Boston — Mention the war on drugs, and most people think of Coast Guard cutters intercepting boats loaded with bails of marijuana or customs officials finding packets of cocaine hidden in luggage. But another battle is being waged - this one against the abuse of prescription drugs.
The fight gained visibility recently when Kitty Dukakis, wife of Massachusetts Gov. Michael Dukakis, disclosed that she had successfully overcome a 26-year addiction to amphetamines, once widely prescribed as diet aids. Mrs. Dukakis, whose husband is seeking the Democratic presidential nomination, told of trying to quit twice before her husband confronted her with a receipt from a doctor for more of the stimulants.
Mrs. Dukakis said she sought treatment for her addiction in 1982. Others are not as responsive to warning signs. In 1986, some 53 percent of all drug-related emergency-room visits reported to the United States Drug Enforcement Administration's warning network on abuse involved the use of legal drugs in some way.
Of the top 20 controlled substances being abused, 14 are legally manufactured drugs, says Ronald Buzzeo, deputy director of the DEA's office of diversion control. Of that 14, seven are from one family of drugs, known as benzodiazopines, used in prescription tranquilizers and sleeping pills. That's a high proportion from one family of drugs, he notes.
Abuse of pharmaceuticals has a long history.
Medical specialists point out that during and after the Civil War, opium-based pharmaceuticals were subject to abuse as soldiers who had been treated with opium became addicted. At the turn of the century, some people held ``laughing gas'' parties. Later, heroin was introduced as a supposedly nonaddictive substitute for morphine.
Today, the problem ``is a lot larger than anybody realizes,'' says Mark Hertzman of George Washington University.

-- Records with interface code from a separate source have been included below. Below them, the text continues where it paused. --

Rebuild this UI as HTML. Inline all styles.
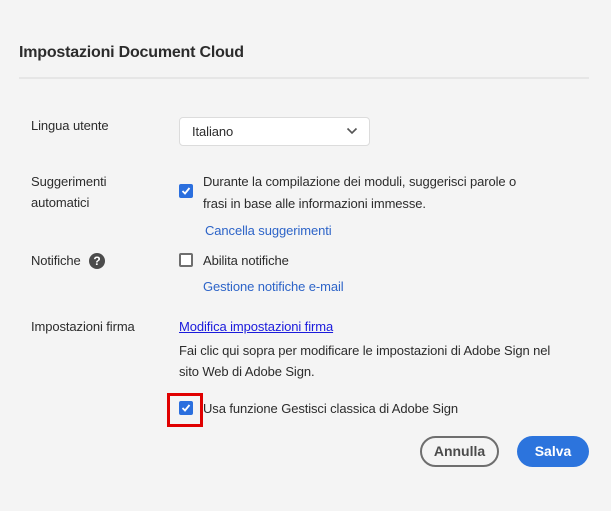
<!DOCTYPE html>
<html><head><meta charset="utf-8"><style>
body{margin:0;width:611px;height:511px;background:#f4f4f4;font-family:"Liberation Sans",sans-serif;color:#2c2c2c;position:relative;overflow:hidden}
.a{position:absolute;white-space:nowrap}
.t{font-size:13px;letter-spacing:-0.1px}
.cb{position:absolute;width:14px;height:14px;border-radius:2px;background:#2b6fde;box-sizing:border-box}
.cb svg{position:absolute;left:2px;top:2px}
.ub{position:absolute;width:14px;height:14px;border:2px solid #6e6e6e;border-radius:2px;box-sizing:border-box;background:#fff}
.lk{color:#2d64c8}
</style></head><body>
<div class="a" style="left:19px;top:44px;font-size:16px;font-weight:bold;color:#2c2c2c;letter-spacing:-0.2px">Impostazioni Document Cloud</div>
<div class="a" style="left:19px;top:77px;width:570px;height:2px;background:#e6e6e6"></div>

<div class="a t" style="left:31px;top:118px">Lingua utente</div>
<div class="a" style="left:179px;top:117px;width:191px;height:29px;background:#fff;border:1px solid #dcdcdc;border-radius:4px;box-sizing:border-box"></div>
<div class="a t" style="left:192px;top:124px">Italiano</div>
<svg class="a" style="left:346px;top:127px" width="12" height="8"><path d="M1.5 1.5 L6 6 L10.5 1.5" fill="none" stroke="#555" stroke-width="1.6"/></svg>

<div class="a t" style="left:31px;top:171px;line-height:21px">Suggerimenti<br>automatici</div>
<div class="cb" style="left:179px;top:184px"><svg width="10" height="10"><path d="M1.5 5 L4 7.5 L8.5 2" fill="none" stroke="#fff" stroke-width="1.8"/></svg></div>
<div class="a t" style="left:203px;top:171px;line-height:22px">Durante la compilazione dei moduli, suggerisci parole o<br>frasi in base alle informazioni immesse.</div>
<div class="a t lk" style="left:205px;top:223px">Cancella suggerimenti</div>

<div class="a t" style="left:31px;top:253px">Notifiche</div>
<div class="a" style="left:89px;top:253px;width:16px;height:16px;border-radius:50%;background:#4b4b4b;color:#fff;font-size:12px;font-weight:bold;text-align:center;line-height:16px">?</div>
<div class="ub" style="left:179px;top:253px"></div>
<div class="a t" style="left:203px;top:253px">Abilita notifiche</div>
<div class="a t lk" style="left:203px;top:279px">Gestione notifiche e-mail</div>

<div class="a t" style="left:31px;top:319px">Impostazioni firma</div>
<div class="a t" style="left:179px;top:319px;color:#1a1adc;text-decoration:underline">Modifica impostazioni firma</div>
<div class="a t" style="left:179px;top:340px;line-height:21px">Fai clic qui sopra per modificare le impostazioni di Adobe Sign nel<br>sito Web di Adobe Sign.</div>

<div class="a" style="left:167px;top:393px;width:36px;height:34px;border:3px solid #e00000;box-sizing:border-box"></div>
<div class="cb" style="left:179px;top:401px"><svg width="10" height="10"><path d="M1.5 5 L4 7.5 L8.5 2" fill="none" stroke="#fff" stroke-width="1.8"/></svg></div>
<div class="a t" style="left:203px;top:401px">Usa funzione Gestisci classica di Adobe Sign</div>

<div class="a" style="left:420px;top:436px;width:79px;height:31px;border:2px solid #6e6e6e;border-radius:16px;box-sizing:border-box;text-align:center;line-height:27px;font-size:14px;font-weight:bold;color:#4b4b4b">Annulla</div>
<div class="a" style="left:517px;top:436px;width:72px;height:31px;background:#2c74dd;border-radius:16px;text-align:center;line-height:31px;font-size:14px;font-weight:bold;color:#fff">Salva</div>
</body></html>
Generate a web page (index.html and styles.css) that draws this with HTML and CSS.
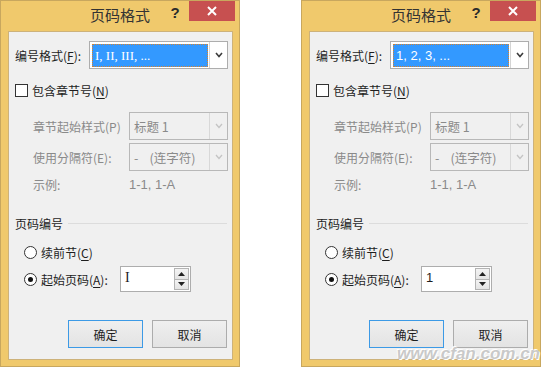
FILE: index.html
```html
<!DOCTYPE html>
<html lang="zh-CN">
<head>
  <meta charset="UTF-8" />
  <title>页码格式</title>
  <link rel="stylesheet" href="styles.css">
</head>
<body>
  <div class="page">

    <!-- Roman numbering -->
    <div class="dialog">
      <div class="titlebar">
        <div class="title">页码格式</div>
        <div class="help">?</div>
        <div class="close">
          <svg width="10" height="10" viewBox="0 0 10 10"><path d="M1 1 L9 9 M9 1 L1 9" stroke="#fff" stroke-width="2"/></svg>
        </div>
      </div>
      <div class="panel">
        <div class="row-format">
          <span class="label-format">编号格式(<u>F</u>):</span>
          <div class="combo combo-active">
            <div class="combo-value"><span class="selected serif">I, II, III, ...</span></div>
            <div class="combo-btn">
              <svg width="8" height="6" viewBox="0 0 8 6"><path d="M1 1 L4 4.5 L7 1" fill="none" stroke="#3c3c3c" stroke-width="1.6"/></svg>
            </div>
          </div>
        </div>

        <div class="row-check">
          <span class="checkbox"></span>
          <span class="check-label">包含章节号(<u>N</u>)</span>
        </div>

        <div class="row-sub first">
          <span class="label-sub">章节起始样式(P)</span>
          <div class="combo combo-disabled">
            <div class="combo-value"><span class="plain">标题 1</span></div>
            <div class="combo-btn">
              <svg width="8" height="6" viewBox="0 0 8 6"><path d="M1 1 L4 4.5 L7 1" fill="none" stroke="#c4c4c4" stroke-width="1.3"/></svg>
            </div>
          </div>
        </div>

        <div class="row-sub">
          <span class="label-sub">使用分隔符(E):</span>
          <div class="combo combo-disabled">
            <div class="combo-value"><span class="plain">-&nbsp;&nbsp;&nbsp;&nbsp;(连字符)</span></div>
            <div class="combo-btn">
              <svg width="8" height="6" viewBox="0 0 8 6"><path d="M1 1 L4 4.5 L7 1" fill="none" stroke="#c4c4c4" stroke-width="1.3"/></svg>
            </div>
          </div>
        </div>

        <div class="row-example">
          <span class="label-sub">示例:</span>
          <span class="example-value">1-1, 1-A</span>
        </div>

        <div class="section">
          <span>页码编号</span>
          <span class="section-line"></span>
        </div>

        <div class="row-radio">
          <span class="radio"></span>
          <span class="radio-label">续前节(<u>C</u>)</span>
        </div>

        <div class="row-radio row-start">
          <span class="radio checked"></span>
          <span class="radio-label label-start">起始页码(<u>A</u>):</span>
          <div class="spin">
            <span class="spin-value serif">I</span>
            <div class="spin-btns">
              <span class="spin-btn"><svg width="7" height="4" viewBox="0 0 7 4"><path d="M0 4 L3.5 0 L7 4 Z" fill="#222"/></svg></span>
              <span class="spin-btn"><svg width="7" height="4" viewBox="0 0 7 4"><path d="M0 0 L3.5 4 L7 0 Z" fill="#222"/></svg></span>
            </div>
          </div>
        </div>

        <div class="buttons">
          <button class="btn btn-default">确定</button>
          <button class="btn">取消</button>
        </div>
      </div>
    </div>

    <!-- Arabic numbering -->
    <div class="dialog">
      <div class="titlebar">
        <div class="title">页码格式</div>
        <div class="help">?</div>
        <div class="close">
          <svg width="10" height="10" viewBox="0 0 10 10"><path d="M1 1 L9 9 M9 1 L1 9" stroke="#fff" stroke-width="2"/></svg>
        </div>
      </div>
      <div class="panel">
        <div class="row-format">
          <span class="label-format">编号格式(<u>F</u>):</span>
          <div class="combo combo-active">
            <div class="combo-value"><span class="selected">1, 2, 3, ...</span></div>
            <div class="combo-btn">
              <svg width="8" height="6" viewBox="0 0 8 6"><path d="M1 1 L4 4.5 L7 1" fill="none" stroke="#3c3c3c" stroke-width="1.6"/></svg>
            </div>
          </div>
        </div>

        <div class="row-check">
          <span class="checkbox"></span>
          <span class="check-label">包含章节号(<u>N</u>)</span>
        </div>

        <div class="row-sub first">
          <span class="label-sub">章节起始样式(P)</span>
          <div class="combo combo-disabled">
            <div class="combo-value"><span class="plain">标题 1</span></div>
            <div class="combo-btn">
              <svg width="8" height="6" viewBox="0 0 8 6"><path d="M1 1 L4 4.5 L7 1" fill="none" stroke="#c4c4c4" stroke-width="1.3"/></svg>
            </div>
          </div>
        </div>

        <div class="row-sub">
          <span class="label-sub">使用分隔符(E):</span>
          <div class="combo combo-disabled">
            <div class="combo-value"><span class="plain">-&nbsp;&nbsp;&nbsp;&nbsp;(连字符)</span></div>
            <div class="combo-btn">
              <svg width="8" height="6" viewBox="0 0 8 6"><path d="M1 1 L4 4.5 L7 1" fill="none" stroke="#c4c4c4" stroke-width="1.3"/></svg>
            </div>
          </div>
        </div>

        <div class="row-example">
          <span class="label-sub">示例:</span>
          <span class="example-value">1-1, 1-A</span>
        </div>

        <div class="section">
          <span>页码编号</span>
          <span class="section-line"></span>
        </div>

        <div class="row-radio">
          <span class="radio"></span>
          <span class="radio-label">续前节(<u>C</u>)</span>
        </div>

        <div class="row-radio row-start">
          <span class="radio checked"></span>
          <span class="radio-label label-start">起始页码(<u>A</u>):</span>
          <div class="spin">
            <span class="spin-value">1</span>
            <div class="spin-btns">
              <span class="spin-btn"><svg width="7" height="4" viewBox="0 0 7 4"><path d="M0 4 L3.5 0 L7 4 Z" fill="#222"/></svg></span>
              <span class="spin-btn"><svg width="7" height="4" viewBox="0 0 7 4"><path d="M0 0 L3.5 4 L7 0 Z" fill="#222"/></svg></span>
            </div>
          </div>
        </div>

        <div class="buttons">
          <button class="btn btn-default">确定</button>
          <button class="btn">取消</button>
        </div>
      </div>
    </div>

    <!-- Watermark -->
    <div class="watermark">www.cfan.com.cn</div>
  </div>
</body>
</html>
```

FILE: styles.css
```css
body {
  margin: 0;
  background: #fff;
  font-family: "Noto Sans CJK SC", "Liberation Sans", sans-serif;
  font-size: 12px;
  color: #1e1e1e;
}

.page {
  position: relative;
  display: flex;
  gap: 61px;
  width: 545px;
  height: 368px;
}

/* Window frame */
.dialog {
  width: 240px;
  height: 367px;
  box-sizing: border-box;
  display: flex;
  flex-direction: column;
  padding: 0 6px 6px 7px;
  background: #f0c96c;
  border: 1px solid #c8a75e;
}

.titlebar {
  display: flex;
  align-items: flex-start;
  height: 30px;
  flex-shrink: 0;
}

.title {
  flex: 1;
  padding-left: 66px;
  text-align: center;
  font-size: 15px;
  line-height: 28px;
  color: #333;
}

.help {
  width: 18px;
  margin-right: 5px;
  text-align: center;
  font-family: "Liberation Sans", sans-serif;
  font-weight: bold;
  font-size: 15px;
  line-height: 24px;
  color: #2b2b2b;
}

.close {
  width: 46px;
  height: 20px;
  margin-right: -2px;
  display: flex;
  align-items: center;
  justify-content: center;
  background: #c75050;
}

/* Client area */
.panel {
  flex: 1;
  display: flex;
  flex-direction: column;
  padding: 9px 4px 0 6px;
  background: #f0f0f0;
  border: 1px solid #cdb27a;
}

.panel u {
  text-underline-offset: 2px;
}

.row-format {
  display: flex;
  align-items: center;
  height: 28px;
}

.label-format {
  width: 74px;
}

.combo {
  display: flex;
  height: 28px;
  box-sizing: border-box;
  border: 1px solid #adadad;
}

.combo-active {
  width: 139px;
  background: #fff;
}

.combo-disabled {
  width: 99px;
  background: #f0f0f0;
  border-color: #b8b8b8;
  color: #8a8a8a;
}

.combo-value {
  flex: 1;
  display: flex;
  padding: 2px 1px 1px 2px;
}

.selected {
  flex: 1;
  display: flex;
  align-items: center;
  padding-left: 2px;
  background: #3399ff;
  border: 1px dotted #d9822b;
  color: #fff;
  font-family: "Liberation Sans", sans-serif;
  font-size: 13px;
}

.serif {
  font-family: "Liberation Serif", serif;
}

.plain {
  display: flex;
  align-items: center;
  padding-left: 2px;
  font-size: 12.5px;
}

.combo-btn {
  width: 17px;
  display: flex;
  align-items: center;
  justify-content: center;
  border-left: 1px solid #d4d4d4;
}

.combo-disabled .combo-btn {
  border-left-color: #d8d8d8;
}

.row-check {
  display: flex;
  align-items: center;
  height: 14px;
  margin-top: 14px;
}

.checkbox {
  width: 11px;
  height: 11px;
  border: 1px solid #333;
  background: #fff;
}

.check-label {
  margin-left: 4px;
}

.row-sub {
  display: flex;
  align-items: center;
  height: 28px;
  margin-top: 3px;
  padding-left: 18px;
  color: #8a8a8a;
}

.row-sub.first {
  margin-top: 15px;
}

.label-sub {
  width: 96px;
}

.row-example {
  display: flex;
  align-items: center;
  height: 16px;
  margin-top: 5px;
  padding-left: 18px;
  color: #8a8a8a;
}

.example-value {
  font-family: "Liberation Sans", sans-serif;
  font-size: 13px;
}

.section {
  display: flex;
  align-items: center;
  height: 16px;
  margin-top: 23px;
}

.section-line {
  flex: 1;
  height: 1px;
  margin: 1px 1px 0 5px;
  background: #dcdcdc;
}

.row-radio {
  display: flex;
  align-items: center;
  height: 16px;
  margin-top: 13px;
  padding-left: 9px;
}

.row-start {
  height: 26px;
  margin-top: 6px;
}

.radio {
  width: 11px;
  height: 11px;
  display: flex;
  align-items: center;
  justify-content: center;
  border: 1px solid #333;
  border-radius: 50%;
  background: #fff;
}

.radio.checked::after {
  content: "";
  width: 5px;
  height: 5px;
  border-radius: 50%;
  background: #111;
}

.radio-label {
  margin-left: 4px;
}

.label-start {
  width: 79px;
}

.spin {
  display: flex;
  width: 71px;
  height: 26px;
  box-sizing: border-box;
  border: 1px solid #adadad;
  background: #fff;
}

.spin-value {
  flex: 1;
  padding-left: 4px;
  line-height: 22px;
  font-family: "Liberation Sans", sans-serif;
  font-size: 13px;
}

.spin-value.serif {
  font-family: "Liberation Serif", serif;
  font-size: 14px;
}

.spin-btns {
  display: flex;
  flex-direction: column;
  margin: 1px 1px 1px 0;
}

.spin-btn {
  width: 13px;
  height: 10px;
  display: flex;
  align-items: center;
  justify-content: center;
  border: 1px solid #b4b4b4;
  background: linear-gradient(#f4f4f4, #e4e4e4);
}

.spin-btn + .spin-btn {
  border-top: none;
}

.buttons {
  display: flex;
  justify-content: flex-end;
  gap: 9px;
  margin: 28px 1px 0 0;
}

.btn {
  width: 75px;
  height: 28px;
  padding: 0;
  font-family: "Noto Sans CJK SC", sans-serif;
  font-size: 12px;
  color: #1e1e1e;
  background: linear-gradient(#efefef, #e3e3e3);
  border: 1px solid #acacac;
}

.btn-default {
  border-color: #3c9ae6;
}

/* Site watermark over the second dialog */
.watermark {
  position: absolute;
  right: 5px;
  bottom: 4px;
  font-family: "Liberation Sans", sans-serif;
  font-size: 17px;
  font-style: italic;
  font-weight: bold;
  color: #c9c9c9;
  text-shadow: 1px 1px 0 #fff, -1px -1px 0 #fff;
}
```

The routes to abuse of prescription drugs vary. In some cases, people addicted to other drugs, such as cocaine, will use prescription drugs to offset unpleasant side effects or to counter harsh withdrawal symptoms. They buy illegally acquired prescription drugs off the street, or use a variety of ruses to get doctors to write them prescriptions.
In other cases, such as Mrs. Dukakis's, a patient becomes addicted through prescriptions for a condition.
``That's often how it gets started,'' Dr. Hertzman says. Usually the drugs are given with good intentions, but often the perceived need to prescribe a drug stems from an inadequate diagnosis of the patient's complaint, he adds. In short, it's often faster and less harrying to treat with a drug than by other means.
At its broadest, specialists say, the problem can be traced to the fact that the United States is a drug-oriented society.
``Take drug ads, for instance. Each one poses a problem that is solved by drugs. This reinforces the notion of quick solutions, that drugs are a vehicle for attaining things,'' says Lawrence Wallach, an associate professor at the School of Public Health at the University of California, Berkeley.
``Society uses far too many drugs,'' observes William Kinnard Jr., dean of the school of pharmacy at the University of Maryland. ``Patients expect the termination of a visit to a doctor to end with a prescription.''
But Hertzman points out that many doctors also share the notion that a prescription is the most tangible evidence that they've cared for their patient.
Although efforts to reduce the abuse of prescription drugs have met with some success in the past few years, some analysts are concerned that addicts may shift increasingly toward prescription drugs. The reasons vary from the purity of prescription drugs over street drugs, to the hunch that as employers increase the use of drug testing, one way for an addict to avoid the impact of a positive test result is to prove that he or she has a prescription.
Much of the effort to deal with the problem focuses on physicians, who are what Tony Tommasello, director of drug-abuse information at the University of Maryland's School of Pharmacy, calls ``the gatekeepers'' when it comes to prescription drugs.
One example is the five-year-old prescription abuse drugs synthesis program, known as PADS. The program, developed by the American Medical Association, traces prescription patterns among physicians in a given state, as well as other information, to pin down physicians and other health-care practitioners who appear to be dispensing unusually high amounts of drugs.
Such physicians usually fall into four categories, says an AMA spokesman: those who are dishonest, diverting drugs to make a profit; those who are themselves addicted and may be selling drugs on the side to help finance their habit; doctors who have been duped into prescribing drugs for addicts; and those who may be misprescribing drugs because they haven't kept up with current practices.
The outcomes of the investigations range from prosecution and revocation of licenses to efforts at educating doctors and others about the most common ruses used to obtain drugs and about the latest prescription practices.
According to the AMA, 27 states and the District of Columbia are taking part in the program. In states where data are available, the program has reduced the consumption of prescription drugs most widely abused between 30 and 70 percent. The results have also shown up in fewer emergency-room cases involving those drugs and savings in state medicaid payments that went to reimburse fraudulent drug claims.
In addition, several states have recently tightened up on reporting requirements for prescription drugs to make it easier to track down health practitioners who appear to be overprescribing drugs. One such measure is now under debate in the Massachusetts legislature.